The Overgrowth of Weeds, No. 15 from the series "Genji in Fifty-four Sheets (Genji gojuyonmai no uchi)"
- Date:
- c. 1735
- Medium:
- Hand-colored woodblock print; horizontal hosoban, beni-e
- Source:
- Art Institute of Chicago
Description
Number fifteen from Shigenaga's ambitious series Genji in Fifty-four Sheets (Genji gojuyonmai no uchi), this horizontal [hosoban](/glossary/hosoban) beni-e in the Art Institute of Chicago depicts the chapter Yomogiu (The Overgrowth of Weeds), in which Genji rediscovers his former lover Suetsumuhana living in poverty in a house overgrown with weeds and reaffirms his loyalty to her. The Tale of Genji, written by Murasaki Shikibu in the early eleventh century, was the canonical work of Japanese fiction and was paraphrased, illustrated, parodied, and serialized across Japanese visual culture for a millennium. A fifty-four-sheet series, one print per chapter, was a substantial commercial undertaking and demonstrates that Edo's print market could sustain works of considerable literary ambition.

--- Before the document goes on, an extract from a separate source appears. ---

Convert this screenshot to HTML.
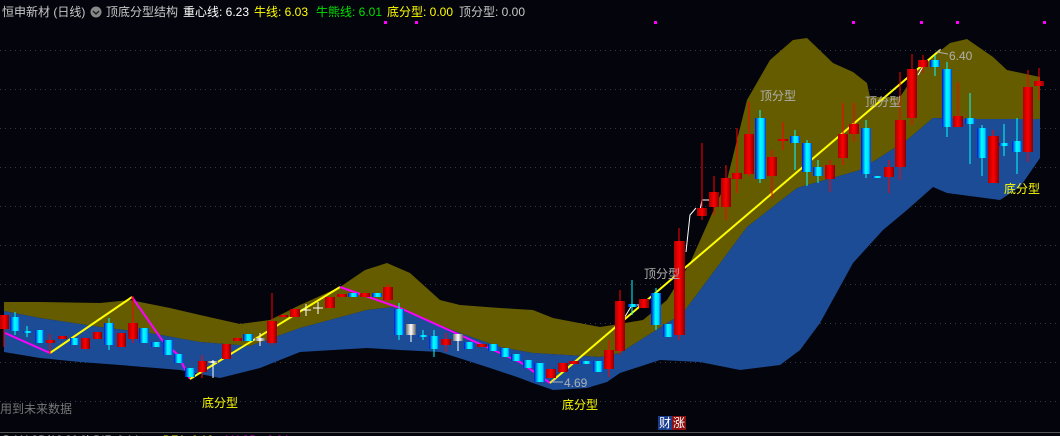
<!DOCTYPE html><html><head><meta charset="utf-8"><style>
html,body{margin:0;padding:0;background:#04040c;width:1060px;height:436px;overflow:hidden}
svg{display:block}
text{font-family:"Liberation Sans","Noto Sans CJK SC",sans-serif}
</style></head><body>
<svg width="1060" height="436" viewBox="0 0 1060 436" xmlns="http://www.w3.org/2000/svg">
<defs>
<linearGradient id="r" x1="0" x2="1"><stop offset="0" stop-color="#b00000"/><stop offset=".5" stop-color="#ff0000"/><stop offset="1" stop-color="#8a0000"/></linearGradient>
<linearGradient id="c" x1="0" x2="1"><stop offset="0" stop-color="#0010d0"/><stop offset=".45" stop-color="#00ffff"/><stop offset=".75" stop-color="#00e0ff"/><stop offset="1" stop-color="#0030e0"/></linearGradient>
<linearGradient id="w" x1="0" x2="1"><stop offset="0" stop-color="#707070"/><stop offset=".5" stop-color="#ffffff"/><stop offset="1" stop-color="#606060"/></linearGradient>
</defs>
<rect width="1060" height="436" fill="#04040c"/>
<!-- grid -->
<g stroke="#3a3a44" stroke-dasharray="1 4" stroke-width="1">
<line x1="0" y1="50.5" x2="1060" y2="50.5"/><line x1="0" y1="89.5" x2="1060" y2="89.5"/><line x1="0" y1="128.5" x2="1060" y2="128.5"/><line x1="0" y1="167.5" x2="1060" y2="167.5"/><line x1="0" y1="206.5" x2="1060" y2="206.5"/><line x1="0" y1="245.5" x2="1060" y2="245.5"/><line x1="0" y1="284.5" x2="1060" y2="284.5"/><line x1="0" y1="323.5" x2="1060" y2="323.5"/><line x1="0" y1="362.5" x2="1060" y2="362.5"/><line x1="0" y1="401.5" x2="1060" y2="401.5"/>
</g>
<!-- olive band -->
<polygon fill="#655c00" points="4,302 40,302 100,303 130,300 170,308 200,315 240,324 270,320 300,305 340,287 365,270 387,263 410,273 440,300 460,305 500,308 533,310 553,318 600,327 613,325 643,320 667,300 690,263 727,180 747,100 770,60 793,40 807,38 833,63 853,72 867,83 870,97 900,97 920,67 950,43 967,39 993,57 1007,70 1040,77 1040,119 967,119 933,118 907,140 860,170 797,188 747,227 683,313 620,353 600,357 533,353 500,347 460,333 393,307 367,310 300,328 250,346 200,342 150,333 100,327 40,318 4,311"/>
<!-- blue band -->
<polygon fill="#1d4c96" points="4,311 40,318 100,327 150,333 200,342 250,346 300,328 367,310 393,307 460,333 500,347 533,353 600,357 620,353 683,313 747,227 797,188 860,170 907,140 933,118 967,119 1040,119 1040,158 1020,187 1000,200 947,193 933,187 907,210 883,230 853,263 820,323 800,350 780,365 740,370 700,362 660,360 620,373 607,382 587,388 553,390 533,383 517,377 487,367 440,352 400,350 367,348 300,352 260,368 220,378 180,370 120,365 80,362 40,358 4,352"/>
<!-- zigzag lines -->
<polyline fill="none" stroke="#ff00ff" stroke-width="2" points="5,333 50,353"/>
<polyline fill="none" stroke="#ffff00" stroke-width="2" points="50,353 132,297"/>
<polyline fill="none" stroke="#ff00ff" stroke-width="2" points="132,297 162,340 178,355 190,379"/>
<polyline fill="none" stroke="#ffff00" stroke-width="2" points="190,379 340,287"/>
<polyline fill="none" stroke="#ff00ff" stroke-width="2" points="340,287 400,308 460,335 520,362 550,383"/>
<polyline fill="none" stroke="#ffff00" stroke-width="2" points="550,383 940,50"/>
<g stroke="#fff" stroke-width="1" fill="none">
<polyline points="623,320 632,305 640,305"/><polyline points="686,252 690,215 696,208"/><polyline points="700,210 702,200 710,200"/><polyline points="918,75 925,63"/>
</g>
<!-- candles -->
<g stroke-width="1">
<g stroke="#ff0000"><line x1="4" y1="315" x2="4" y2="347"/><line x1="50" y1="334" x2="50" y2="354"/><line x1="133" y1="296" x2="133" y2="343"/><line x1="202" y1="355" x2="202" y2="378"/><line x1="272" y1="293" x2="272" y2="345"/><line x1="388" y1="284" x2="388" y2="302"/><line x1="446" y1="333" x2="446" y2="352"/><line x1="609" y1="340" x2="609" y2="377"/><line x1="620" y1="290" x2="620" y2="355"/><line x1="679" y1="228" x2="679" y2="340"/><line x1="702" y1="143" x2="702" y2="220"/><line x1="714" y1="176" x2="714" y2="215"/><line x1="726" y1="165" x2="726" y2="220"/><line x1="737" y1="128" x2="737" y2="193"/><line x1="749" y1="102" x2="749" y2="176"/><line x1="772" y1="150" x2="772" y2="198"/><line x1="783" y1="122" x2="783" y2="150"/><line x1="830" y1="160" x2="830" y2="192"/><line x1="843" y1="103" x2="843" y2="165"/><line x1="854" y1="103" x2="854" y2="142"/><line x1="889" y1="160" x2="889" y2="193"/><line x1="900" y1="72" x2="900" y2="180"/><line x1="912" y1="54" x2="912" y2="125"/><line x1="923" y1="55" x2="923" y2="73"/><line x1="958" y1="82" x2="958" y2="127"/><line x1="993" y1="130" x2="993" y2="183"/><line x1="1028" y1="70" x2="1028" y2="162"/><line x1="1039" y1="68" x2="1039" y2="100"/></g>
<g stroke="#00ffff"><line x1="15" y1="312" x2="15" y2="335"/><line x1="27" y1="326" x2="27" y2="337"/><line x1="109" y1="318" x2="109" y2="350"/><line x1="399" y1="303" x2="399" y2="340"/><line x1="423" y1="330" x2="423" y2="340"/><line x1="434" y1="330" x2="434" y2="357"/><line x1="632" y1="280" x2="632" y2="315"/><line x1="656" y1="288" x2="656" y2="330"/><line x1="760" y1="110" x2="760" y2="183"/><line x1="795" y1="130" x2="795" y2="170"/><line x1="807" y1="140" x2="807" y2="186"/><line x1="818" y1="160" x2="818" y2="183"/><line x1="866" y1="120" x2="866" y2="178"/><line x1="935" y1="55" x2="935" y2="76"/><line x1="947" y1="62" x2="947" y2="137"/><line x1="970" y1="93" x2="970" y2="164"/><line x1="982" y1="125" x2="982" y2="176"/><line x1="1004" y1="124" x2="1004" y2="156"/><line x1="1017" y1="118" x2="1017" y2="174"/></g>
</g>
<g fill="url(#r)">
<rect x="0" y="315" width="9" height="14"/><rect x="46" y="340" width="9" height="3"/><rect x="58" y="336" width="9" height="3"/><rect x="81" y="338" width="9" height="11"/><rect x="93" y="332" width="9" height="7"/><rect x="117" y="333" width="9" height="14"/><rect x="128" y="323" width="10" height="16"/><rect x="198" y="361" width="9" height="11"/><rect x="222" y="344" width="9" height="15"/><rect x="233" y="338" width="9" height="3"/><rect x="267" y="321" width="10" height="22"/><rect x="279" y="315" width="9" height="2"/><rect x="290" y="309" width="10" height="8"/><rect x="325" y="297" width="10" height="11"/><rect x="337" y="294" width="10" height="3"/><rect x="360" y="293" width="10" height="4"/><rect x="383" y="287" width="10" height="13"/><rect x="441" y="339" width="10" height="6"/><rect x="477" y="344" width="10" height="3"/><rect x="546" y="369" width="10" height="9"/><rect x="558" y="363" width="10" height="9"/><rect x="569" y="361" width="10" height="3"/><rect x="604" y="350" width="10" height="19"/><rect x="615" y="301" width="10" height="50"/><rect x="639" y="299" width="10" height="9"/><rect x="674" y="241" width="11" height="94"/><rect x="697" y="208" width="10" height="8"/><rect x="709" y="192" width="10" height="15"/><rect x="721" y="178" width="10" height="29"/><rect x="732" y="173" width="10" height="6"/><rect x="744" y="134" width="10" height="40"/><rect x="767" y="157" width="10" height="19"/><rect x="778" y="139" width="10" height="2"/><rect x="825" y="165" width="10" height="14"/><rect x="838" y="134" width="10" height="24"/><rect x="849" y="124" width="10" height="10"/><rect x="884" y="167" width="10" height="10"/><rect x="895" y="120" width="11" height="47"/><rect x="907" y="69" width="10" height="49"/><rect x="918" y="60" width="10" height="7"/><rect x="953" y="116" width="10" height="11"/><rect x="988" y="136" width="11" height="47"/><rect x="1023" y="87" width="10" height="65"/><rect x="1034" y="81" width="10" height="5"/>
</g>
<g fill="url(#c)">
<rect x="10" y="317" width="10" height="14"/><rect x="23" y="331" width="9" height="2"/><rect x="35" y="330" width="9" height="13"/><rect x="70" y="338" width="9" height="7"/><rect x="104" y="323" width="10" height="22"/><rect x="139" y="328" width="10" height="15"/><rect x="151" y="342" width="10" height="5"/><rect x="163" y="340" width="10" height="15"/><rect x="174" y="354" width="9" height="9"/><rect x="185" y="368" width="10" height="9"/><rect x="243" y="334" width="10" height="7"/><rect x="348" y="293" width="10" height="4"/><rect x="372" y="293" width="10" height="4"/><rect x="394" y="309" width="10" height="26"/><rect x="418" y="335" width="10" height="2"/><rect x="429" y="336" width="10" height="13"/><rect x="464" y="342" width="10" height="7"/><rect x="488" y="344" width="10" height="7"/><rect x="500" y="348" width="10" height="9"/><rect x="511" y="354" width="10" height="7"/><rect x="523" y="360" width="10" height="8"/><rect x="534" y="363" width="11" height="19"/><rect x="581" y="361" width="10" height="3"/><rect x="593" y="361" width="10" height="11"/><rect x="628" y="304" width="9" height="3"/><rect x="651" y="293" width="10" height="32"/><rect x="663" y="324" width="10" height="13"/><rect x="755" y="118" width="11" height="61"/><rect x="790" y="136" width="10" height="7"/><rect x="802" y="143" width="10" height="29"/><rect x="813" y="167" width="10" height="9"/><rect x="861" y="128" width="10" height="46"/><rect x="872" y="176" width="10" height="2"/><rect x="930" y="60" width="10" height="7"/><rect x="942" y="69" width="10" height="58"/><rect x="965" y="118" width="10" height="6"/><rect x="977" y="128" width="10" height="30"/><rect x="999" y="143" width="10" height="3"/><rect x="1012" y="141" width="10" height="11"/>
</g>
<g stroke="#fff"><line x1="306" y1="304" x2="306" y2="316"/><line x1="301" y1="310" x2="311" y2="310"/><line x1="318" y1="302" x2="318" y2="314"/><line x1="313" y1="308" x2="323" y2="308"/><line x1="213" y1="360" x2="213" y2="378"/><line x1="260" y1="333" x2="260" y2="346"/><line x1="458" y1="334" x2="458" y2="351"/><line x1="411" y1="324" x2="411" y2="342"/></g>
<g fill="url(#w)"><rect x="208" y="361" width="10" height="2"/><rect x="255" y="338" width="10" height="3"/><rect x="406" y="324" width="10" height="11"/><rect x="453" y="334" width="10" height="7"/></g>
<!-- labels -->
<g font-size="12">
<text x="202" y="407" fill="#ffff00">底分型</text>
<text x="562" y="409" fill="#ffff00">底分型</text>
<text x="1004" y="193" fill="#ffff00">底分型</text>
<text x="760" y="100" fill="#b0b0b0">顶分型</text>
<text x="865" y="106" fill="#b0b0b0">顶分型</text>
<text x="644" y="278" fill="#b0b0b0">顶分型</text>
<text x="949" y="60" fill="#b0b0b0">6.40</text>
<text x="564" y="387" fill="#b0b0b0">4.69</text>
<text x="0" y="413" fill="#777">用到未来数据</text>
</g>
<g stroke="#b0b0b0" fill="none"><polyline points="948,54 937,52 941,49"/><polyline points="563,382 552,382 556,379"/></g>
<!-- magenta markers -->
<g fill="#ff00ff"><rect x="384" y="21" width="3" height="3"/><rect x="415" y="21" width="3" height="3"/><rect x="654" y="21" width="3" height="3"/><rect x="852" y="21" width="3" height="3"/><rect x="920" y="21" width="3" height="3"/><rect x="956" y="21" width="3" height="3"/><rect x="1043" y="21" width="3" height="3"/></g>
<!-- header -->
<g font-size="12">
<text x="2" y="16" fill="#c8c8c8">恒申新材 (日线)</text>
<circle cx="96" cy="12" r="5.5" fill="#888"/><polyline points="93,11 96,14 99,11" fill="none" stroke="#222" stroke-width="1.5"/>
<text x="106" y="16" fill="#c8c8c8">顶底分型结构</text>
<text x="183" y="16" fill="#ffffff">重心线: 6.23</text>
<text x="254" y="16" fill="#ffff00">牛线: 6.03</text>
<text x="316" y="16" fill="#00e000">牛熊线: 6.01</text>
<text x="387" y="16" fill="#ffff00">底分型: 0.00</text>
<text x="459" y="16" fill="#c8c8c8">顶分型: 0.00</text>
</g>
<!-- bottom -->
<rect x="658" y="416" width="14" height="14" fill="#1a3c8c"/><rect x="672" y="416" width="14" height="14" fill="#8c1010"/>
<text x="659" y="427" font-size="12" fill="#fff">财</text><text x="673" y="427" font-size="12" fill="#fff">涨</text>
<line x1="0" y1="432.5" x2="1060" y2="432.5" stroke="#555"/>
<circle cx="6" cy="439" r="4" fill="#888"/>
<g font-size="11"><text x="14" y="443" fill="#c8c8c8">MACD(12,26,9) DIF: 0.14</text><text x="163" y="443" fill="#ffff00">DEA: 0.16</text><text x="225" y="443" fill="#ff00ff">MACD: -0.04</text></g>
</svg>
</body></html>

Shigenaga's horizontal hosoban orientation, unusual for the artist, suggests a yokoban approach better suited to the architectural interiors and garden scenes of the Genji chapters. The beni-e palette adds rose pigment to a printed keyblock. The Chicago impression is a valuable witness to the series, which is rarely complete in any collection, and demonstrates Shigenaga's literary reach.